No, that kind of simplicity is perfect. What you don't want is long elaborate "literary" prose in your action lines. But by the same token, you don't want it to be repetitive and monotonous. Simplicity is good, but it needs to flow.

One suggestion is: Don't start every sentence with "He ___". Vary your sentence structure a little bit. In your example, the first two sentences work fine, but for the third -- instead of "He cringes with disgust and slams the door" -- try "Cringing with disgust, he slams the door".

Or if you've got a series of short actions, merge them into one sentence (instead of giving each one its own short sentence): "He walks to the fridge and opens it, then cringes with disgust and slams it shut."

I agree, although I'm a newbie with screenwriting so take that with a grain of salt Smile

I'm still figuring it all out, but in general I try to remind myself that I'm not writing for a large audience, but for a relatively small group of specialized people (producers, director, actors, etc.) that is supposed to use the script to make a movie or a play out of it.
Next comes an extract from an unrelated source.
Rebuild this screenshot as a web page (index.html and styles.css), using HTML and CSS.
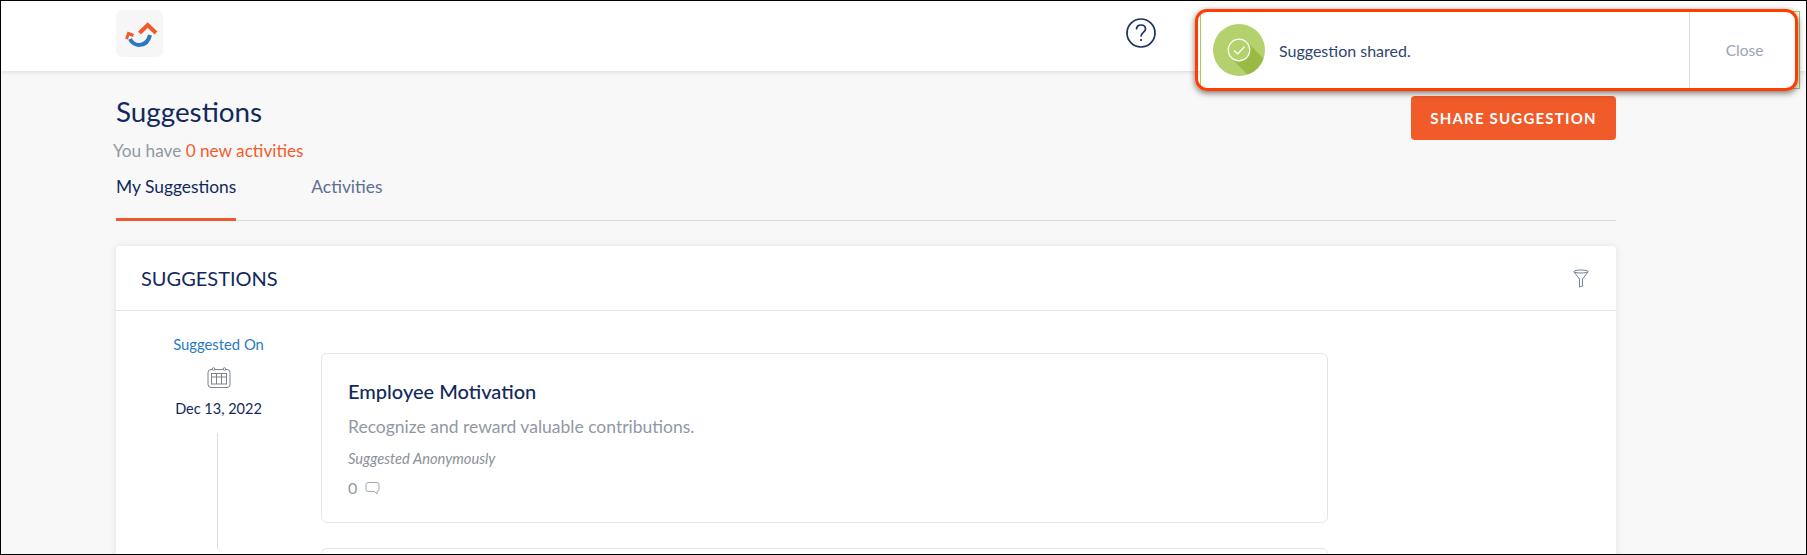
FILE: index.html
```html
<!DOCTYPE html>
<html lang="en">
<head>
<meta charset="utf-8">
<title>Suggestions</title>
<link rel="stylesheet" href="styles.css">
</head>
<body>
<div class="page">
  <header class="topbar">
    <div class="logo">
      <svg width="47" height="47" viewBox="0 0 47 47" fill="none">
        <path d="M23.5 23 L31.7 15 L40 23" stroke="#f45a28" stroke-width="4"/>
        <path d="M14 29 C17.5 37 31 38 34 25" stroke="#2a78bd" stroke-width="4"/>
        <path d="M10.500 29 L12.500 23.500 L17.500 25.500" stroke="#f45a28" stroke-width="3"/>
      </svg>
    </div>
    <svg class="help" width="30" height="30" viewBox="0 0 30 30" fill="none" stroke="#1b3263" stroke-width="1.700">
      <ellipse cx="15" cy="15" rx="14" ry="14"/>
      <path d="M10.500 11.500 C10.500 8.500 12.500 7 15 7 C17.800 7 19.500 8.800 19.500 11 C19.500 14.500 15 14.500 15 18.500"/>
      <path d="M15 21 V23"/>
    </svg>
  </header>

  <main class="content">
    <div class="title-row">
      <div>
        <h1 class="title">Suggestions</h1>
        <p class="subtitle">You have <span class="accent">0 new activities</span></p>
      </div>
      <button class="share">SHARE SUGGESTION</button>
    </div>

    <nav class="tabs">
      <a class="tab active">My Suggestions</a>
      <a class="tab">Activities</a>
    </nav>

    <section class="panel">
      <div class="panel-head">
        <h2 class="panel-title">SUGGESTIONS</h2>
        <svg width="16" height="19" viewBox="0 0 16 19" fill="none" stroke="#6f7f98" stroke-width="1">
          <ellipse cx="8" cy="2.500" rx="7" ry="1.500"/>
          <path d="M1 3 L6.500 10 V18 L9.500 17 V10 L15 3"/>
        </svg>
      </div>
      <div class="timeline">
        <div class="when">
          <div class="when-label">Suggested On</div>
          <svg class="cal" width="24" height="21" viewBox="0 0 24 21" fill="none" stroke="#7c8290" stroke-width="1">
            <rect x="1" y="2.500" width="22" height="18" rx="3"/>
            <rect x="4.500" y="6.500" width="15" height="10.500"/>
            <path d="M4.500 10 H19.500 M9.500 6.500 V17 M14.500 6.500 V17"/>
            <circle cx="6.500" cy="2" r="1.300" fill="#fff"/>
            <circle cx="17.500" cy="2" r="1.300" fill="#fff"/>
          </svg>
          <div class="when-date">Dec 13, 2022</div>
          <div class="when-line"></div>
        </div>
        <div class="cards">
          <article class="card">
            <h3 class="card-title">Employee Motivation</h3>
            <p class="card-desc">Recognize and reward valuable contributions.</p>
            <p class="card-anon">Suggested Anonymously</p>
            <div class="card-count">0
              <svg width="15" height="13" viewBox="0 0 15 13" fill="none" stroke="#a4a9b2" stroke-width="1">
                <path d="M3 .500 H12 Q14 .500 14 2.500 V7.500 Q14 9.500 12 9.500 V12 L9.500 9.500 H3 Q1 9.500 1 7.500 V2.500 Q1 .500 3 .500 Z"/>
              </svg>
            </div>
          </article>
          <article class="card"></article>
        </div>
      </div>
    </section>
  </main>

  <aside class="toast">
    <div class="toast-main">
      <svg class="toast-icon" width="52" height="52" viewBox="0 0 52 52">
        <defs><clipPath id="disc"><circle cx="26" cy="26" r="26"/></clipPath></defs>
        <circle cx="26" cy="26" r="26" fill="#b5d16e"/>
        <path d="M18 34 L34 18 L60 44 L44 60 Z" fill="#9ab945" clip-path="url(#disc)"/>
        <circle cx="26" cy="26" r="10.800" fill="#b5d16e" stroke="#fff" stroke-width="1.200"/>
        <path d="M21 26.500 L24.800 30 L31.500 22.500" fill="none" stroke="#fff" stroke-width="1.200"/>
      </svg>
      <span class="toast-text">Suggestion shared.</span>
    </div>
    <span class="toast-close">Close</span>
    <div class="callout"></div>
  </aside>
</div>
</body>
</html>
```
FILE: styles.css
```css
* { box-sizing: border-box; }
html, body { margin: 0; padding: 0; }
body { font-family: Lato, "Open Sans", sans-serif; color: #12295d; }
h1, h2, h3, p { margin: 0; font-weight: 400; }

.page {
  position: relative;
  height: 555px;
  overflow: hidden;
  background: #f8f8f8;
  border: 1px solid #000;
}

.topbar {
  display: flex;
  align-items: flex-start;
  height: 70px;
  padding: 9px 0 0 115px;
  background: #fff;
  box-shadow: 0 1px 5px rgba(0, 0, 0, .12);
}
.logo { width: 47px; height: 47px; background: #f6f6f6; border-radius: 7px; }
.help { margin: 8px 0 0 963px; }

.content { width: 1500px; margin-left: 115px; }
.title-row {
  display: flex;
  justify-content: space-between;
  align-items: flex-start;
  padding-top: 24px;
}
.title { font-size: 27.800px; line-height: 34px; }
.subtitle { margin: 11px 0 0 -3px; font-size: 17.200px; line-height: 22px; color: #9198a4; }
.accent { color: #f35b2a; }
.share {
  width: 205px;
  height: 44px;
  margin-top: 1px;
  border: 0;
  border-radius: 4px;
  background: #f15a29;
  color: #fff;
  font: 700 15px Lato, sans-serif;
  letter-spacing: 1.200px;
}

.tabs {
  display: flex;
  gap: 75px;
  height: 50px;
  margin-top: 9px;
  border-bottom: 1px solid #d9d9d9;
}
.tab { height: 50px; padding-top: 5px; font-size: 17.400px; line-height: 22px; color: #5d6f92; }
.tab.active { color: #12295d; border-bottom: 3px solid #f05a2a; }

.panel {
  height: 400px;
  margin-top: 25px;
  background: #fff;
  border-radius: 4px;
  box-shadow: 0 0 8px rgba(0, 0, 0, .09);
}
.panel-head {
  display: flex;
  justify-content: space-between;
  align-items: center;
  height: 65px;
  padding: 0 27px 0 25px;
  border-bottom: 1px solid #e4e4e4;
}
.panel-title { font-size: 20px; }

.timeline { display: flex; padding-top: 22px; }
.when {
  display: flex;
  flex-direction: column;
  align-items: center;
  width: 205px;
  flex: none;
}
.when-label { font-size: 14.800px; line-height: 22px; color: #2a7ac0; }
.cal { margin-top: 12px; }
.when-date { margin-top: 10px; font-size: 14.500px; line-height: 22px; }
.when-line { width: 1px; height: 116px; margin: 13px 3px 0 0; background: #dedede; }

.cards { width: 1007px; padding-top: 20px; }
.card {
  height: 170px;
  margin-bottom: 25px;
  padding: 22px 26px;
  background: #fff;
  border: 1.500px solid #e6e6e6;
  border-radius: 6px;
}
.card-title { font-size: 20px; line-height: 30px; font-weight: 500; }
.card-desc { margin-top: 7px; font-size: 17.500px; line-height: 28px; color: #9198a4; }
.card-anon { margin-top: 7px; font-size: 14.700px; line-height: 20px; font-style: italic; color: #8b909b; }
.card-count {
  display: flex;
  align-items: center;
  gap: 8px;
  margin-top: 9px;
  font-size: 16px;
  line-height: 22px;
  color: #9198a4;
}

.toast {
  position: absolute;
  left: 1199px;
  top: 10px;
  width: 600px;
  height: 78px;
  display: flex;
  background: #fff;
  border: 1px solid #a9c860;
}
.toast-main { display: flex; align-items: center; gap: 14px; flex: 1; padding-left: 12px; }
.toast-icon { flex: none; }
.toast-text { font-size: 16px; color: #2f446f; }
.toast-close {
  display: flex;
  align-items: center;
  justify-content: center;
  width: 110px;
  flex: none;
  font-size: 15.500px;
  color: #9aa3b4;
  border-left: 1px solid #dcdcdc;
}
.callout {
  position: absolute;
  left: -6px;
  top: -3px;
  width: 603px;
  height: 82px;
  border: 3px solid #ff3d00;
  border-radius: 12px;
  box-shadow: 0 2px 6px rgba(0, 0, 0, .55);
}
```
So the important thing for me is to tell a compelling story, and help who's reading it visualize it, organize the scenes and stage the action and dialogue in an effective way to retell the story to a wide audience. I find that simple prose is very effective for that, with just enough nuance and visual cues mixed in.

But maybe I'm getting it all wrong! It would be great to hear the opinion on this of experienced screenwriters.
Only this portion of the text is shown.